[Your instructions] Return each line of the listing below, unchanged, and omit the images.

[Information supplied]
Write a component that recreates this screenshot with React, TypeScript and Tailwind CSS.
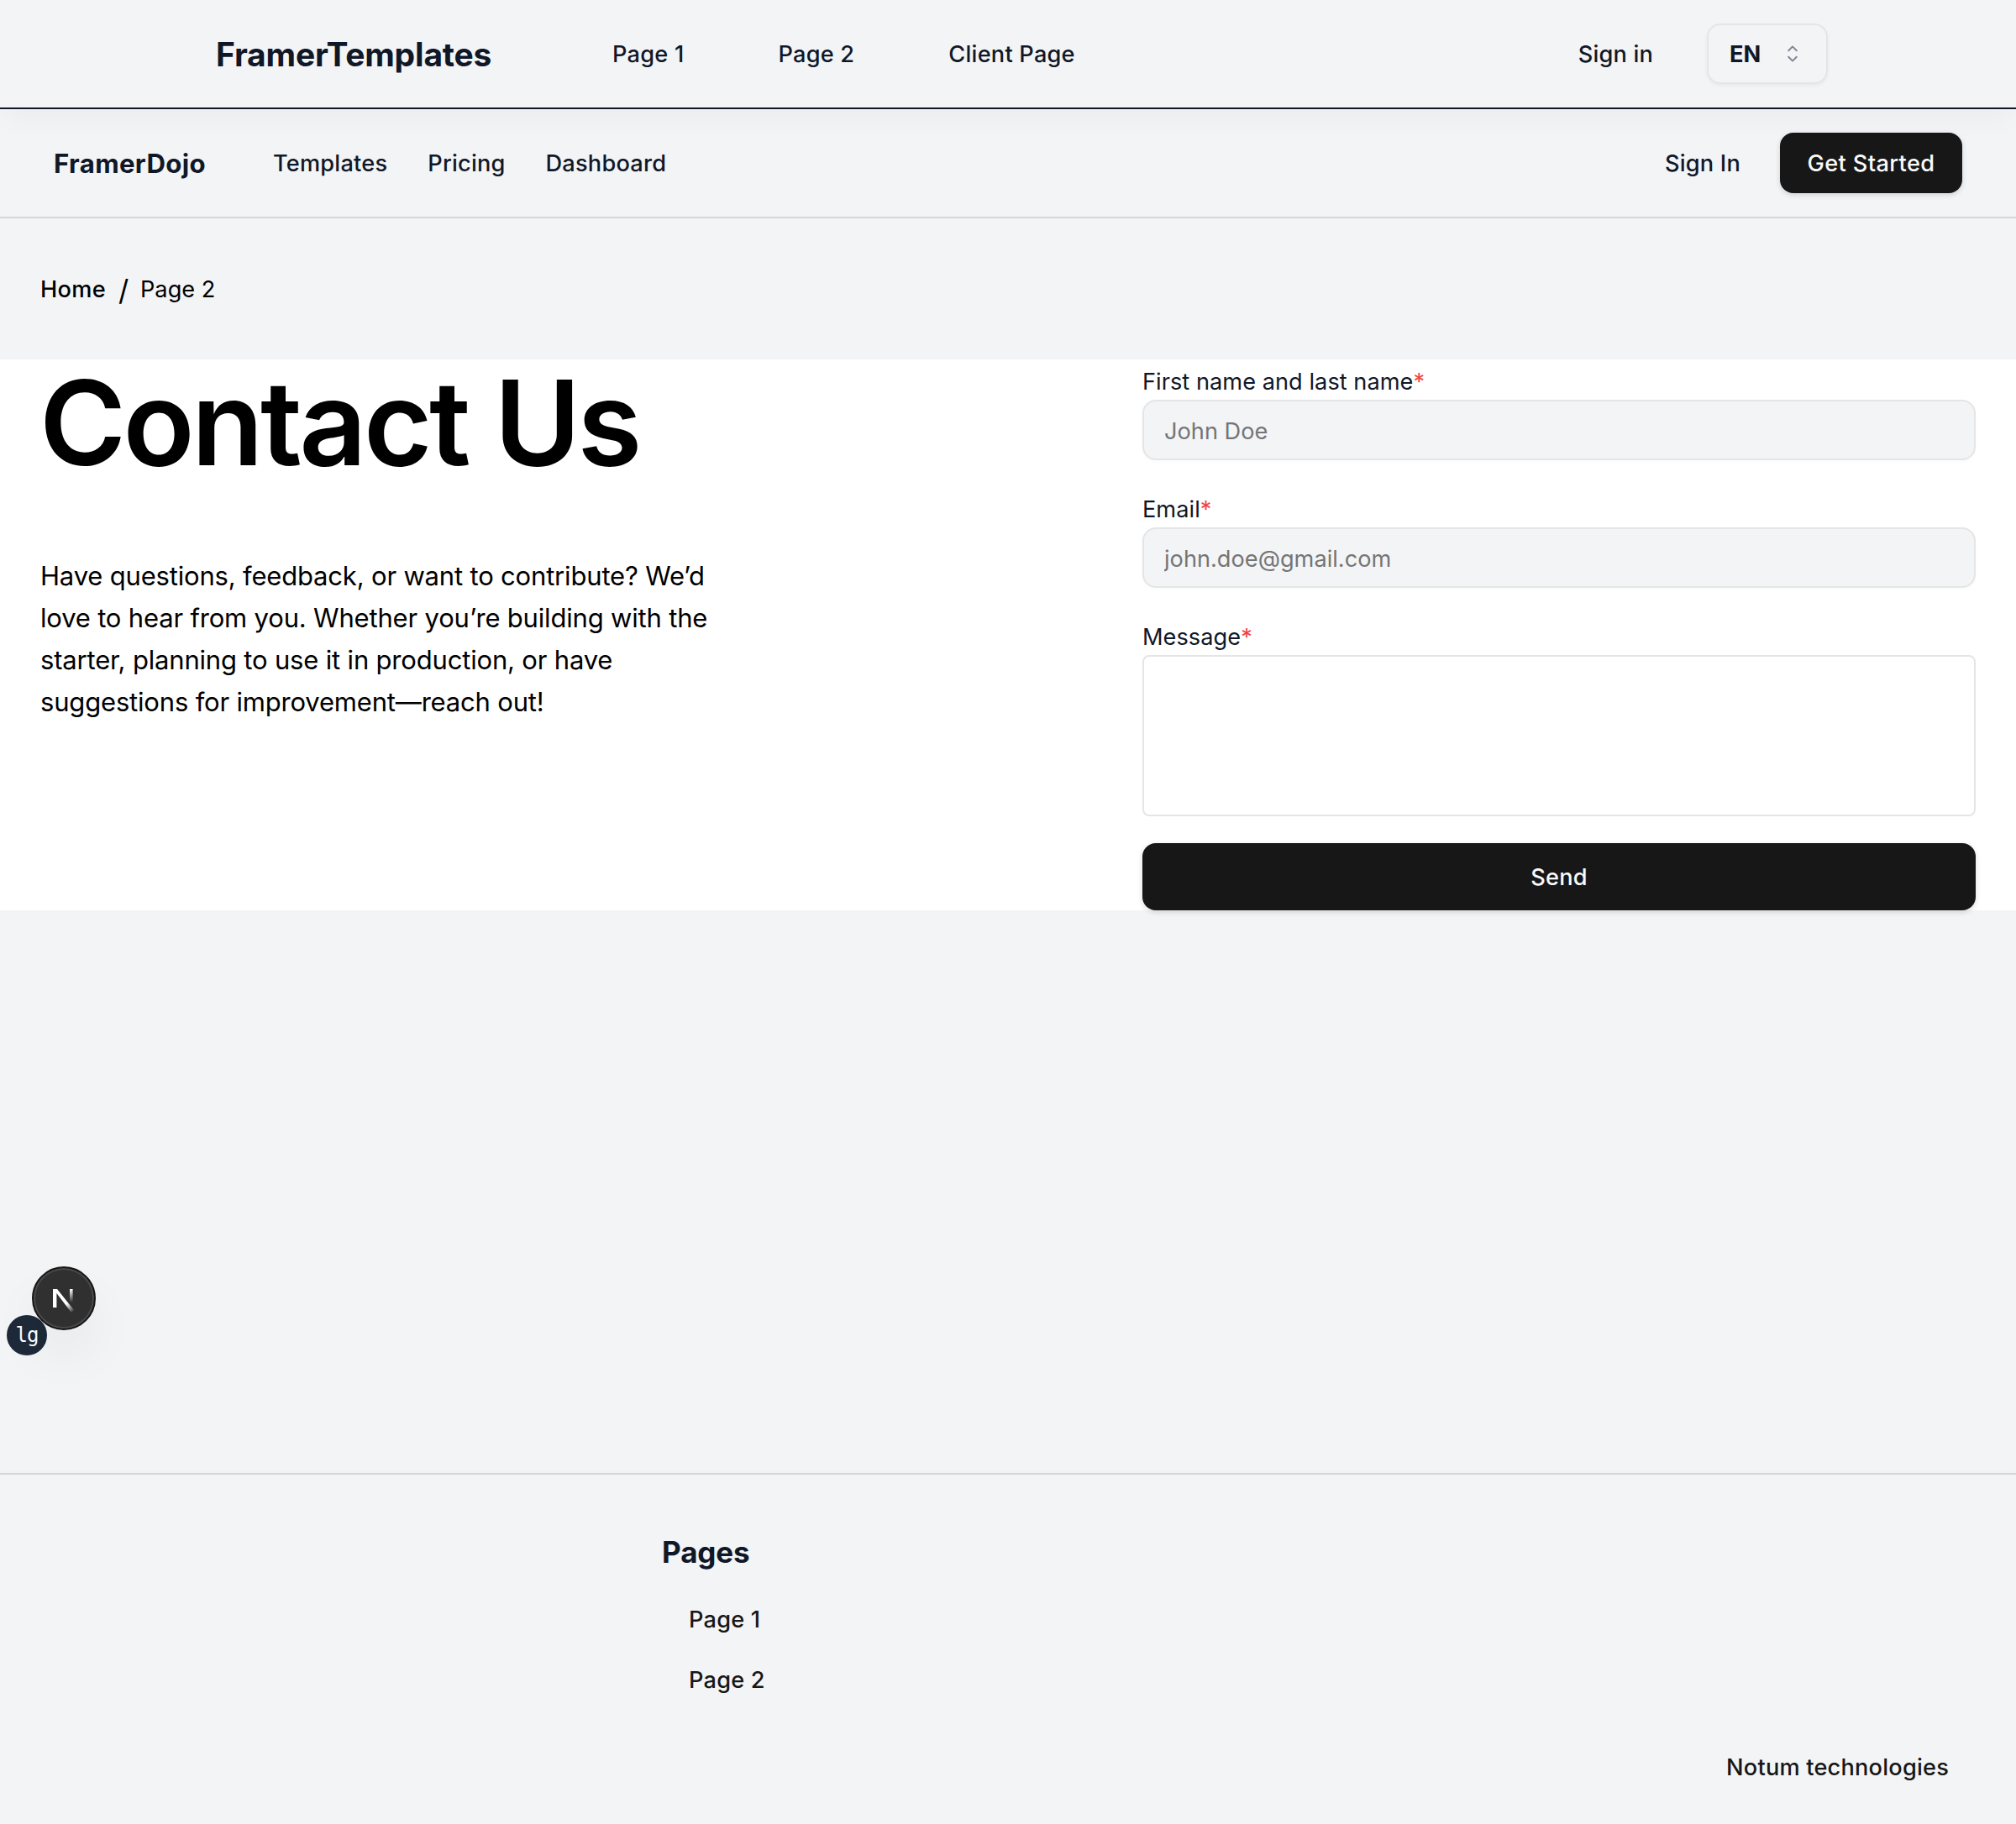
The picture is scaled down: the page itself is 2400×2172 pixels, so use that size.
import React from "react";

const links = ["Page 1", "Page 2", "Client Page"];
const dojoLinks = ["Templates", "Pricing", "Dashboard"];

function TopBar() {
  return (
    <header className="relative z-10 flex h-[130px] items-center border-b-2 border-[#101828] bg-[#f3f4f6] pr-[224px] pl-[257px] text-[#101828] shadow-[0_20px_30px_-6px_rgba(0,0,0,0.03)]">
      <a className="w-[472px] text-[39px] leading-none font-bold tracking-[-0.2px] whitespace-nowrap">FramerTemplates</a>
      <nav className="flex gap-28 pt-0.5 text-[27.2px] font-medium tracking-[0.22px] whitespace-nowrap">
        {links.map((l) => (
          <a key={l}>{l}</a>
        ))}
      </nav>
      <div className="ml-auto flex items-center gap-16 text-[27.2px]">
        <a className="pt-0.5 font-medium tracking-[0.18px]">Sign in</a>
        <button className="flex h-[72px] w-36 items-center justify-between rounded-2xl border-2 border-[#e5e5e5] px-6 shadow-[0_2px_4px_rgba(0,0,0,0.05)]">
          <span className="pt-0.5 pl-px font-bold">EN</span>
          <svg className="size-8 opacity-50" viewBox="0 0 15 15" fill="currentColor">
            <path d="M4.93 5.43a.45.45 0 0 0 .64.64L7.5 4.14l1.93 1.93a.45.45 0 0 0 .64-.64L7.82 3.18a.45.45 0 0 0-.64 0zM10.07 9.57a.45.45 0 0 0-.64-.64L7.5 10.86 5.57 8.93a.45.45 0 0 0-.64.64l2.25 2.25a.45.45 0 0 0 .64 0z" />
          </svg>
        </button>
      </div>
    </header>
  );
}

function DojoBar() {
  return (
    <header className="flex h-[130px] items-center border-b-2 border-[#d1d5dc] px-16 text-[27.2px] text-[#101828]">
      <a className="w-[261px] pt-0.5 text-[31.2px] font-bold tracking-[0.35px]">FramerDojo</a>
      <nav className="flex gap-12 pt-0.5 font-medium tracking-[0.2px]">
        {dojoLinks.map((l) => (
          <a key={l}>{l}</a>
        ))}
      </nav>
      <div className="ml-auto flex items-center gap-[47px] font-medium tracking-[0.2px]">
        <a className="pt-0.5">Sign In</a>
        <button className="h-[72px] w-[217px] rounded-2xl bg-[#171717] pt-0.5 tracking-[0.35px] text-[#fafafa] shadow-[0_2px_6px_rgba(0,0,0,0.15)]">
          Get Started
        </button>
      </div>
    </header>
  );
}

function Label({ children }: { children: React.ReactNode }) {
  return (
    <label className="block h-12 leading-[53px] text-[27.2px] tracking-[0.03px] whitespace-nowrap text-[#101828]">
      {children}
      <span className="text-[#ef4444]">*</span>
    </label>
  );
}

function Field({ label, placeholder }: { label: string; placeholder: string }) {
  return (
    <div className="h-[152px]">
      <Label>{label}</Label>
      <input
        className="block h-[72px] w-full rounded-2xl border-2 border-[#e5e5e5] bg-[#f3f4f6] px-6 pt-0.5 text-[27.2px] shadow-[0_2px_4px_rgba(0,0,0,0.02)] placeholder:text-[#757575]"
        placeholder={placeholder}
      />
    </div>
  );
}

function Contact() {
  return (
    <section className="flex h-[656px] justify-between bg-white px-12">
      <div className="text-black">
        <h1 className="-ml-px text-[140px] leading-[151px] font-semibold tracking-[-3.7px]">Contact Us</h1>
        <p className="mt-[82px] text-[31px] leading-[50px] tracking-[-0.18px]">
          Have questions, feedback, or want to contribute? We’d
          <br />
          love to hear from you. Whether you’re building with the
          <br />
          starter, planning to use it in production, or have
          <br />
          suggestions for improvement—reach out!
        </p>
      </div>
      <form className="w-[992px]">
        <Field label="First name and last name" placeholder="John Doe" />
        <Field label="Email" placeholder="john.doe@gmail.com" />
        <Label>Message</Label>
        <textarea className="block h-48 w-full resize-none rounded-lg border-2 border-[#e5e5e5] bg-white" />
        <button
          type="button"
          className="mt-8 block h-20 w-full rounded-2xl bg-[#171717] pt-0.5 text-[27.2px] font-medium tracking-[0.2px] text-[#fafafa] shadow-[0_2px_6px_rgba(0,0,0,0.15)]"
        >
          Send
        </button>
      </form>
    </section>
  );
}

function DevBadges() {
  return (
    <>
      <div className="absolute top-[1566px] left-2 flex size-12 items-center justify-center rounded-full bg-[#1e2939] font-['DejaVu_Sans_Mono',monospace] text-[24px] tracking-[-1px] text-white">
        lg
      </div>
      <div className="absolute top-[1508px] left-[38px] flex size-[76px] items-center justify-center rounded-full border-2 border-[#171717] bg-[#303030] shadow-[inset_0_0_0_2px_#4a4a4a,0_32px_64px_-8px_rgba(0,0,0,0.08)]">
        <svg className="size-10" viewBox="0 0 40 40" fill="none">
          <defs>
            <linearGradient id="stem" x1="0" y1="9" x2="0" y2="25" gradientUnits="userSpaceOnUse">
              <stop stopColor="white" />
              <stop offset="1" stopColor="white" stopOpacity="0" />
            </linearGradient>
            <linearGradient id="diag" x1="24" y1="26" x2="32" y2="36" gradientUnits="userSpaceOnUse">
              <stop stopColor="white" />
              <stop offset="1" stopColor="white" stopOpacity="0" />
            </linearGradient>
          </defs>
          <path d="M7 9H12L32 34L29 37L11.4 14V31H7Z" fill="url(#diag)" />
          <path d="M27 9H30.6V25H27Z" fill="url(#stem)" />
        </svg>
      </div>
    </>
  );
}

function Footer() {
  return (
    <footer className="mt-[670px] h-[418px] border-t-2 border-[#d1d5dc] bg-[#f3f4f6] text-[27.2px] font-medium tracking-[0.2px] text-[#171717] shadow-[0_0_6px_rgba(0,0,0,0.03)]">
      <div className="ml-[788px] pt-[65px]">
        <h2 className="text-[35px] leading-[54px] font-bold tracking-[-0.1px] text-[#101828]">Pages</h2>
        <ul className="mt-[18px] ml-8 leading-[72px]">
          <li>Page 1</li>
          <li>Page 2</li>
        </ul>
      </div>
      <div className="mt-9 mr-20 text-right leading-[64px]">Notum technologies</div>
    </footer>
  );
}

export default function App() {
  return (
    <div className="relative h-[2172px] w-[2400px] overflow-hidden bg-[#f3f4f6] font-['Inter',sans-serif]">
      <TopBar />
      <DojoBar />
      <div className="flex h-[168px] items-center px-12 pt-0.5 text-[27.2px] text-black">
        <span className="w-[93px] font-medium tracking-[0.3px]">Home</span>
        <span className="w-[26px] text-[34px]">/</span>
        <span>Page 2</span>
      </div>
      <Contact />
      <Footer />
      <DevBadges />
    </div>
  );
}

[Exercise result]
Write a component that recreates this screenshot with React, TypeScript and Tailwind CSS.
The picture is scaled down: the page itself is 2400×2172 pixels, so use that size.
import React from "react";

const links = ["Page 1", "Page 2", "Client Page"];
const dojoLinks = ["Templates", "Pricing", "Dashboard"];

function TopBar() {
  return (
    <header className="relative z-10 flex h-[130px] items-center border-b-2 border-[#101828] bg-[#f3f4f6] pr-[224px] pl-[257px] text-[#101828] shadow-[0_20px_30px_-6px_rgba(0,0,0,0.03)]">
      <a className="w-[472px] text-[39px] leading-none font-bold tracking-[-0.2px] whitespace-nowrap">FramerTemplates</a>
      <nav className="flex gap-28 pt-0.5 text-[27.2px] font-medium tracking-[0.22px] whitespace-nowrap">
        {links.map((l) => (
          <a key={l}>{l}</a>
        ))}
      </nav>
      <div className="ml-auto flex items-center gap-16 text-[27.2px]">
        <a className="pt-0.5 font-medium tracking-[0.18px]">Sign in</a>
        <button className="flex h-[72px] w-36 items-center justify-between rounded-2xl border-2 border-[#e5e5e5] px-6 shadow-[0_2px_4px_rgba(0,0,0,0.05)]">
          <span className="pt-0.5 pl-px font-bold">EN</span>
          <svg className="size-8 opacity-50" viewBox="0 0 15 15" fill="currentColor">
            <path d="M4.93 5.43a.45.45 0 0 0 .64.64L7.5 4.14l1.93 1.93a.45.45 0 0 0 .64-.64L7.82 3.18a.45.45 0 0 0-.64 0zM10.07 9.57a.45.45 0 0 0-.64-.64L7.5 10.86 5.57 8.93a.45.45 0 0 0-.64.64l2.25 2.25a.45.45 0 0 0 .64 0z" />
          </svg>
        </button>
      </div>
    </header>
  );
}

function DojoBar() {
  return (
    <header className="flex h-[130px] items-center border-b-2 border-[#d1d5dc] px-16 text-[27.2px] text-[#101828]">
      <a className="w-[261px] pt-0.5 text-[31.2px] font-bold tracking-[0.35px]">FramerDojo</a>
      <nav className="flex gap-12 pt-0.5 font-medium tracking-[0.2px]">
        {dojoLinks.map((l) => (
          <a key={l}>{l}</a>
        ))}
      </nav>
      <div className="ml-auto flex items-center gap-[47px] font-medium tracking-[0.2px]">
        <a className="pt-0.5">Sign In</a>
        <button className="h-[72px] w-[217px] rounded-2xl bg-[#171717] pt-0.5 tracking-[0.35px] text-[#fafafa] shadow-[0_2px_6px_rgba(0,0,0,0.15)]">
          Get Started
        </button>
      </div>
    </header>
  );
}

function Label({ children }: { children: React.ReactNode }) {
  return (
    <label className="block h-12 leading-[53px] text-[27.2px] tracking-[0.03px] whitespace-nowrap text-[#101828]">
      {children}
      <span className="text-[#ef4444]">*</span>
    </label>
  );
}

function Field({ label, placeholder }: { label: string; placeholder: string }) {
  return (
    <div className="h-[152px]">
      <Label>{label}</Label>
      <input
        className="block h-[72px] w-full rounded-2xl border-2 border-[#e5e5e5] bg-[#f3f4f6] px-6 pt-0.5 text-[27.2px] shadow-[0_2px_4px_rgba(0,0,0,0.02)] placeholder:text-[#757575]"
        placeholder={placeholder}
      />
    </div>
  );
}

function Contact() {
  return (
    <section className="flex h-[656px] justify-between bg-white px-12">
      <div className="text-black">
        <h1 className="-ml-px text-[140px] leading-[151px] font-semibold tracking-[-3.7px]">Contact Us</h1>
        <p className="mt-[82px] text-[31px] leading-[50px] tracking-[-0.18px]">
          Have questions, feedback, or want to contribute? We’d
          <br />
          love to hear from you. Whether you’re building with the
          <br />
          starter, planning to use it in production, or have
          <br />
          suggestions for improvement—reach out!
        </p>
      </div>
      <form className="w-[992px]">
        <Field label="First name and last name" placeholder="John Doe" />
        <Field label="Email" placeholder="john.doe@gmail.com" />
        <Label>Message</Label>
        <textarea className="block h-48 w-full resize-none rounded-lg border-2 border-[#e5e5e5] bg-white" />
        <button
          type="button"
          className="mt-8 block h-20 w-full rounded-2xl bg-[#171717] pt-0.5 text-[27.2px] font-medium tracking-[0.2px] text-[#fafafa] shadow-[0_2px_6px_rgba(0,0,0,0.15)]"
        >
          Send
        </button>
      </form>
    </section>
  );
}

function DevBadges() {
  return (
    <>
      <div className="absolute top-[1566px] left-2 flex size-12 items-center justify-center rounded-full bg-[#1e2939] font-['DejaVu_Sans_Mono',monospace] text-[24px] tracking-[-1px] text-white">
        lg
      </div>
      <div className="absolute top-[1508px] left-[38px] flex size-[76px] items-center justify-center rounded-full border-2 border-[#171717] bg-[#303030] shadow-[inset_0_0_0_2px_#4a4a4a,0_32px_64px_-8px_rgba(0,0,0,0.08)]">
        <svg className="size-10" viewBox="0 0 40 40" fill="none">
          <defs>
            <linearGradient id="stem" x1="0" y1="9" x2="0" y2="25" gradientUnits="userSpaceOnUse">
              <stop stopColor="white" />
              <stop offset="1" stopColor="white" stopOpacity="0" />
            </linearGradient>
            <linearGradient id="diag" x1="24" y1="26" x2="32" y2="36" gradientUnits="userSpaceOnUse">
              <stop stopColor="white" />
              <stop offset="1" stopColor="white" stopOpacity="0" />
            </linearGradient>
          </defs>
          <path d="M7 9H12L32 34L29 37L11.4 14V31H7Z" fill="url(#diag)" />
          <path d="M27 9H30.6V25H27Z" fill="url(#stem)" />
        </svg>
      </div>
    </>
  );
}

function Footer() {
  return (
    <footer className="mt-[670px] h-[418px] border-t-2 border-[#d1d5dc] bg-[#f3f4f6] text-[27.2px] font-medium tracking-[0.2px] text-[#171717] shadow-[0_0_6px_rgba(0,0,0,0.03)]">
      <div className="ml-[788px] pt-[65px]">
        <h2 className="text-[35px] leading-[54px] font-bold tracking-[-0.1px] text-[#101828]">Pages</h2>
        <ul className="mt-[18px] ml-8 leading-[72px]">
          <li>Page 1</li>
          <li>Page 2</li>
        </ul>
      </div>
      <div className="mt-9 mr-20 text-right leading-[64px]">Notum technologies</div>
    </footer>
  );
}

export default function App() {
  return (
    <div className="relative h-[2172px] w-[2400px] overflow-hidden bg-[#f3f4f6] font-['Inter',sans-serif]">
      <TopBar />
      <DojoBar />
      <div className="flex h-[168px] items-center px-12 pt-0.5 text-[27.2px] text-black">
        <span className="w-[93px] font-medium tracking-[0.3px]">Home</span>
        <span className="w-[26px] text-[34px]">/</span>
        <span>Page 2</span>
      </div>
      <Contact />
      <Footer />
      <DevBadges />
    </div>
  );
}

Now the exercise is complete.